I will take this opportunity to share with you, my journey through breast cancer, recovery, and feelings about the disease.
In 1987, after the medical examination for my first job, I was told that I had a nodular breast and required a mammography. Through radiography, a surgeon was quick to offer his services for surgery; another believed that as those were not cancerous; surgery was not required, and he prescribed me hormonal therapy. The nodules reduced, and surgery was avoided, but the nodules came back after a few years of having my last child. Since then, I am having mammography and breast ultrasound on a regular basis. FNA on the nodules were also done, results showed that the situation was normal. In 2006, the surgeon suggested an annual mammography, but I overlooked his recommendation and went for the mammography in 2008.
In that regular checkup, a malignant tumor was detected. Doubtless of my understating of having a nodular breast and its possibility of becoming the breast cancer made me not to falter on the regular checkup. I had to be wary of cancer because my older sister and parents have had cancer, though none of them had the breast cancer. All of them are well and have survived the disease, thanks to God, early detection and follow up.

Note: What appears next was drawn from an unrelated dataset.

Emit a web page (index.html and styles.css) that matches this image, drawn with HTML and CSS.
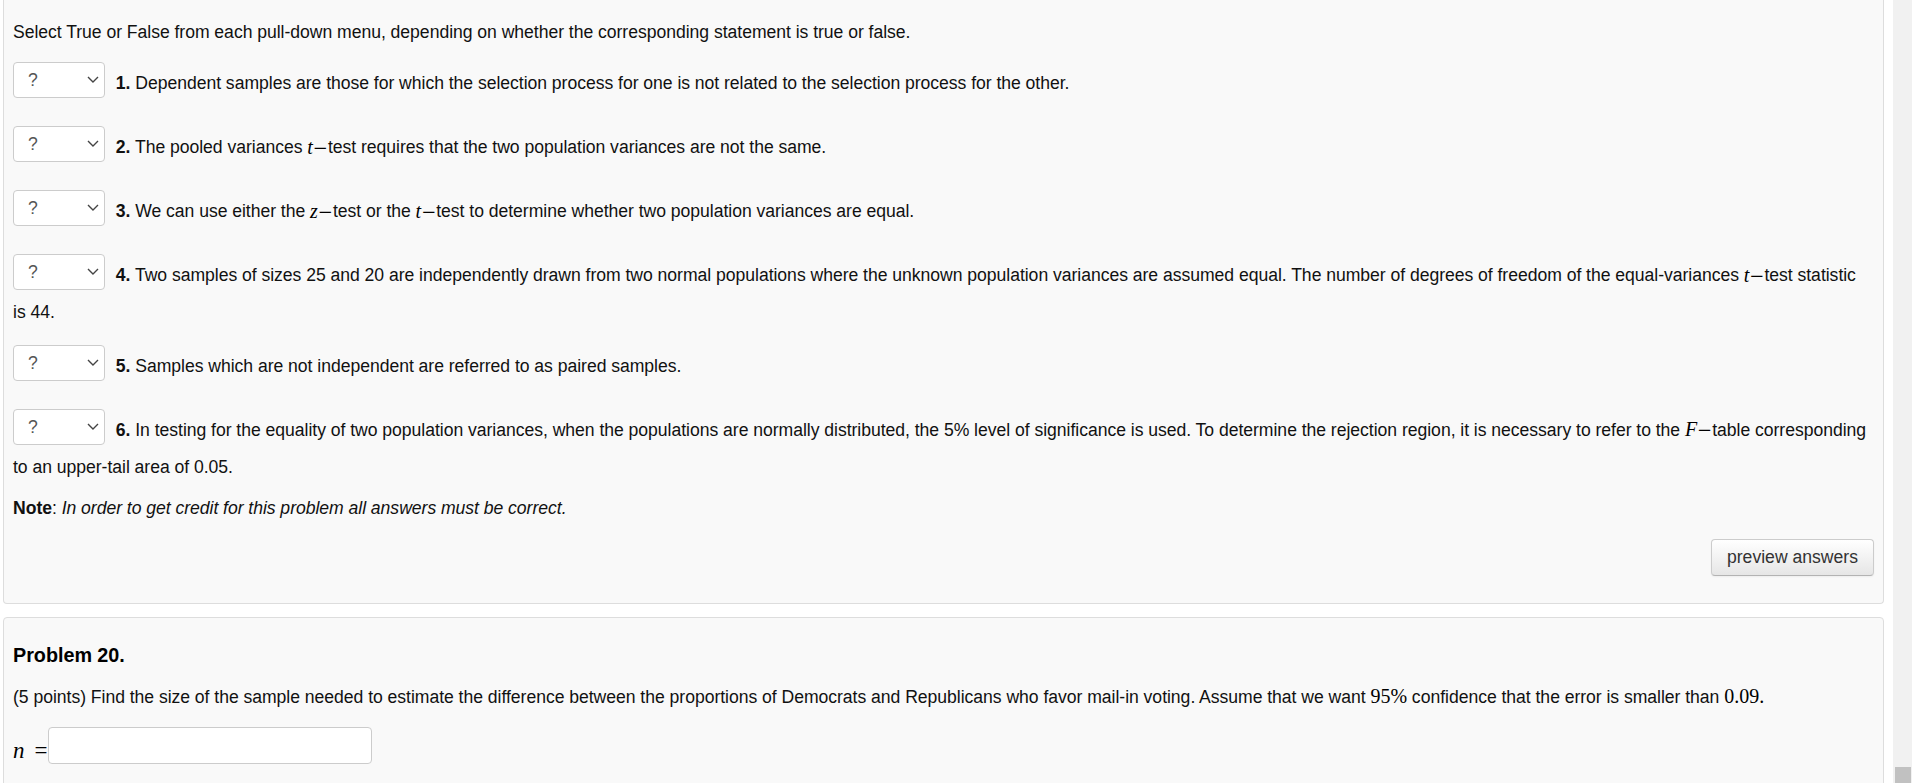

On receiving the results of the biopsy, I decided that I would not escape farther surgery and the chemotherapy. The moment you receive the positive biopsy, the whole world turns around, and one is very scared of the time ahead.

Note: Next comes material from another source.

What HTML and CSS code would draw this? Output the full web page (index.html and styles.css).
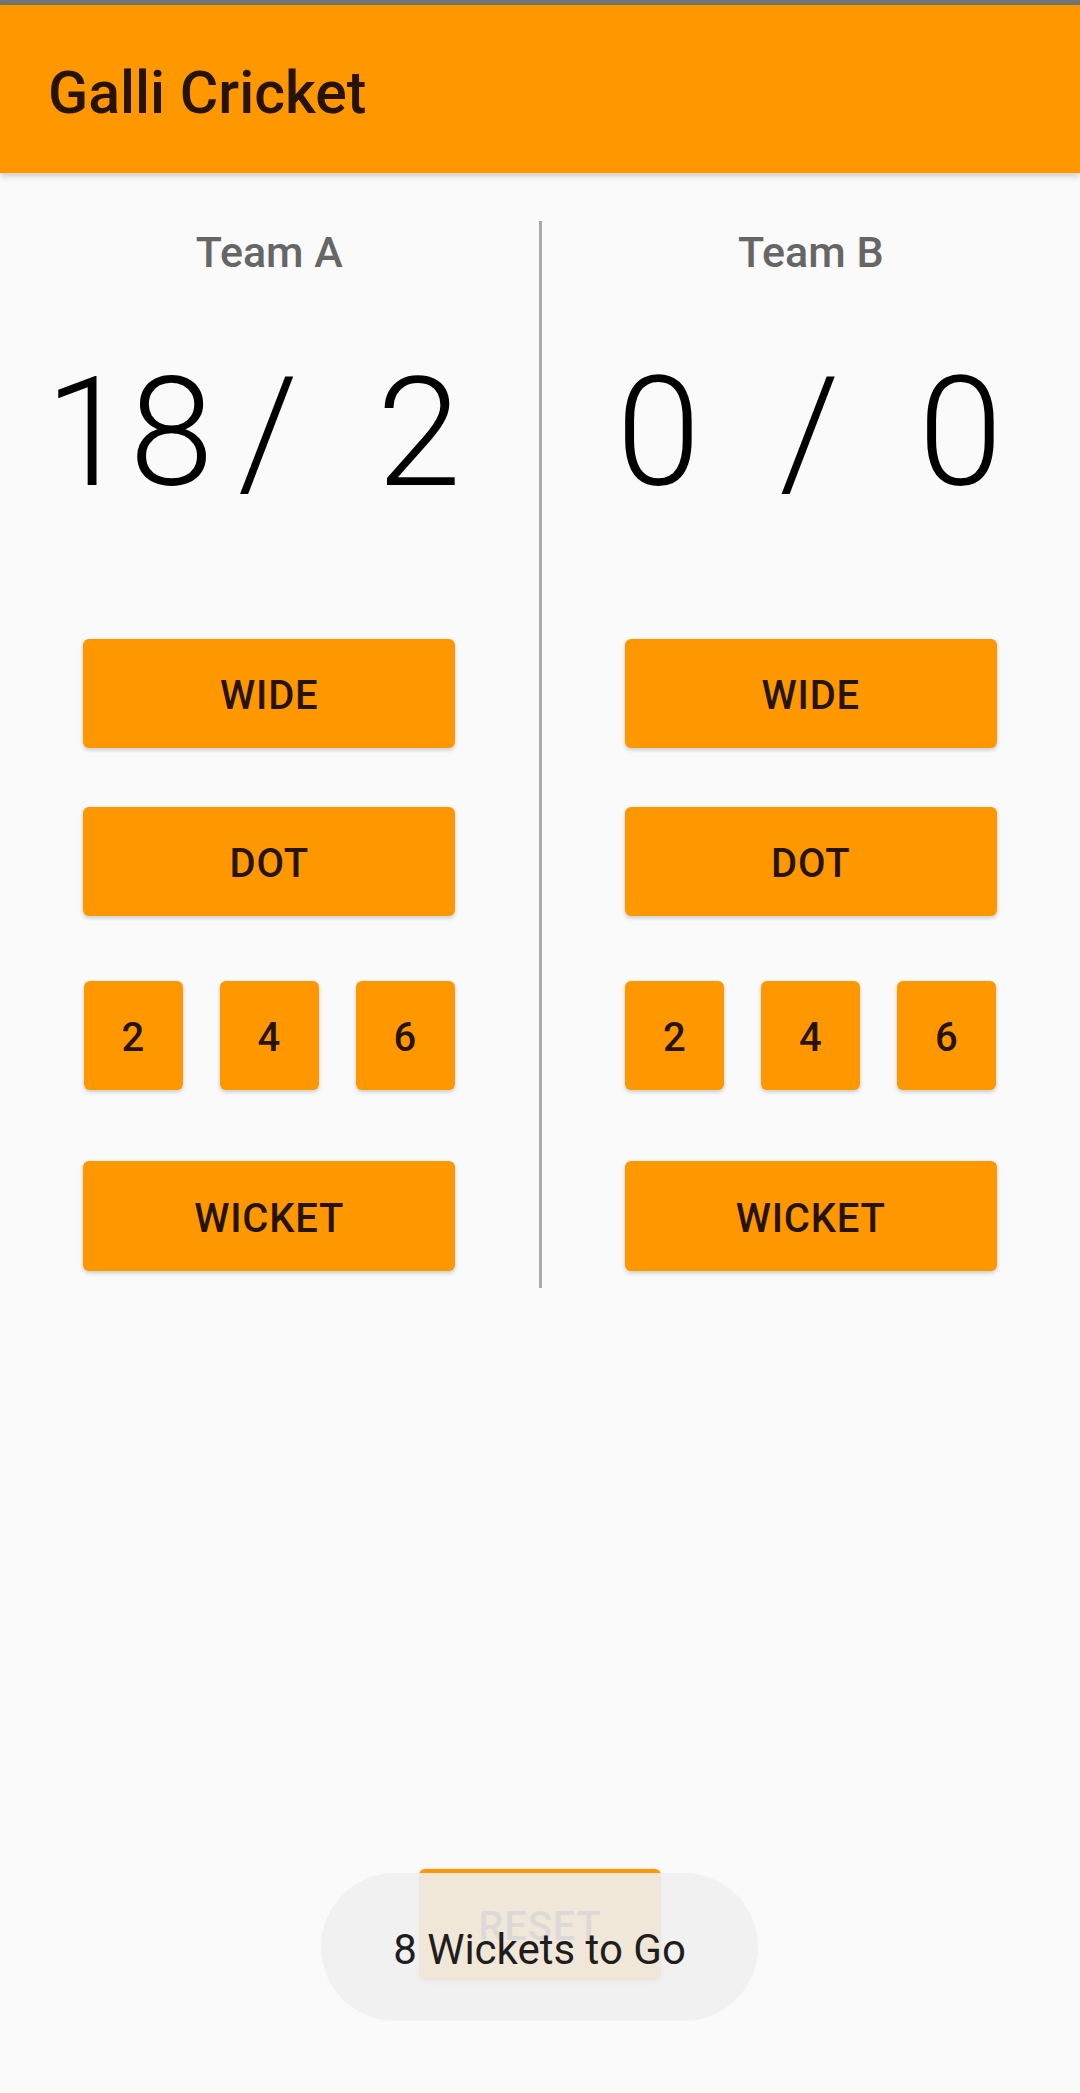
FILE: index.html
```html
<!DOCTYPE html>
<html>
<head>
<meta charset="utf-8">
<link rel="stylesheet" href="styles.css">
</head>
<body>
<div class="status"></div>
<header class="appbar"><h1 class="title">Galli Cricket</h1></header>
<main class="board">
  <section class="team">
    <div class="team-name">Team A</div>
    <div class="score"><span class="cell">18</span><span class="cell">/</span><span class="cell">2</span></div>
    <button class="btn wide first">WIDE</button>
    <button class="btn wide">DOT</button>
    <div class="runs">
      <button class="btn small">2</button>
      <button class="btn small">4</button>
      <button class="btn small">6</button>
    </div>
    <button class="btn wide wicket">WICKET</button>
  </section>
  <div class="divider"></div>
  <section class="team">
    <div class="team-name">Team B</div>
    <div class="score"><span class="cell">0</span><span class="cell">/</span><span class="cell">0</span></div>
    <button class="btn wide first">WIDE</button>
    <button class="btn wide">DOT</button>
    <div class="runs">
      <button class="btn small">2</button>
      <button class="btn small">4</button>
      <button class="btn small">6</button>
    </div>
    <button class="btn wide wicket">WICKET</button>
  </section>
</main>
<div class="spacer"></div>
<div class="footer"><button class="btn reset">RESET</button></div>
<div class="toast">8 Wickets to Go</div>
</body>
</html>
```
FILE: styles.css
```css
html, body {
  margin: 0;
  padding: 0;
}
body {
  background: #fafafa;
  font-family: Roboto, "Liberation Sans", sans-serif;
  width: 1080px;
  height: 2093px;
  display: flex;
  flex-direction: column;
  position: relative;
  overflow: hidden;
}
.status {
  height: 5px;
  background: #757575;
  flex: none;
}
.appbar {
  flex: none;
  height: 168px;
  box-sizing: border-box;
  background: #ff9800;
  padding: 8px 0 0 48px;
  box-shadow: 0 3px 6px rgba(0, 0, 0, 0.18);
  position: relative;
  z-index: 2;
}
.title {
  margin: 0;
  font-size: 59px;
  line-height: 160px;
  font-weight: 500;
  color: #261400;
}
.board {
  flex: none;
  display: flex;
  margin-top: 48px;
}
.team {
  flex: 1;
  display: flex;
  flex-direction: column;
  align-items: center;
  padding-bottom: 17px;
}
.divider {
  width: 3px;
  background: #aaaaaa;
  flex: none;
}
.team-name {
  margin-top: 6px;
  font-size: 43px;
  line-height: 50px;
  font-weight: 500;
  color: #666666;
}
.score {
  align-self: stretch;
  display: flex;
  gap: 7px;
  padding-left: 45px;
  margin-top: 66px;
  font-size: 152px;
  line-height: 180px;
  font-weight: 300;
  color: #000;
}
.cell {
  width: 144px;
  text-align: center;
}
.btn {
  border: none;
  margin: 0;
  padding: 4px 0 0;
  background: #ff9800;
  color: #261400;
  font-family: Roboto, "Liberation Sans", sans-serif;
  font-weight: 500;
  font-size: 40px;
  letter-spacing: 0.02em;
  border-radius: 6px;
  box-shadow: 0 2px 4px rgba(0, 0, 0, 0.2);
}
.wide {
  width: 372px;
  height: 109px;
  margin-top: 59px;
}
.wide.first {
  margin-top: 116px;
}
.runs {
  display: flex;
  gap: 37px;
  margin-top: 65px;
}
.small {
  width: 99px;
  height: 109px;
}
.wide.wicket {
  margin-top: 71px;
  height: 110px;
}
.spacer {
  flex: 1;
}
.footer {
  flex: none;
  display: flex;
  justify-content: center;
  margin-bottom: 113px;
}
.reset {
  width: 242px;
  height: 111px;
  box-shadow: 0 2px 5px rgba(0, 0, 0, 0.2);
}
.toast {
  position: absolute;
  left: 321px;
  top: 1873px;
  width: 437px;
  height: 148px;
  box-sizing: border-box;
  padding-top: 6px;
  border-radius: 74px;
  background: rgba(240, 240, 240, 0.9);
  color: #1e1e1e;
  font-size: 42px;
  line-height: 142px;
  text-align: center;
  z-index: 5;
}
```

All the treatments were done according to International Standards and Protocol, with the best drugs and at the best cancer hospital in Islamabad/Rawalpindi. Throughout the treatment, I remained active and engaged. I was able to hand over part of my work. I wore a hijab or a scarf to hide my bald head. During the days, I was at home recuperating from the Chemotherapy; I took up embroidery as it was a way of keeping my mind on something else. I regularly exercised my affected arm. It was very encouraging to find a lingerie shop that provided relief to the mastectomy patients. With the continuous support of my family, my religious faith, the prayers, the holy water from Mecca were important in keeping my spirit strong.

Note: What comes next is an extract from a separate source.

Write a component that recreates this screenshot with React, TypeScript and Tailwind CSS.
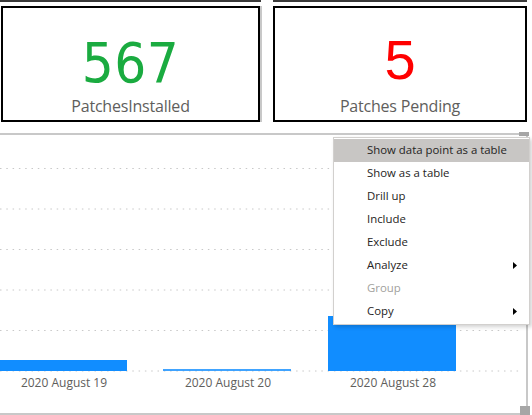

“Another important factor that influenced my recovery was the emphasis I placed on a diet. I followed all that fellow patients, doctors, and common sense recommended me. I ate according to which date of the treatment I was going through.”
People are getting cancer more often and earlier than before. This is an alarming general trend that our oncologist and public health doctors should be investigating.
As for the breast cancer I had, it was responsive to estrogens and progesterone. I blame my diet and exposure to these substances for its early onset. I took for three years a natural supplement called Famicol. It worked well for the alleviation of symptoms of menopause, but perhaps its composition of phytoestrogens accelerated the appearance of cancer. Estrogens are given by the poultry farmers to the chicken and the livestock farmers to their animals. The milk may be tainted with estrogens. We use plastic and melamine dishes to warm up food in microwaves, dioxins and other carcinogens are transferred to the food and liquid.
Much more research work needs to be done to understand the link between the pesticide residues and hormones in Pakistani food and breast cancer. Awareness of the women, family doctors and regular Breast Ultrasound and Mammography is required for the early detection of breast cancer and its successful treatment.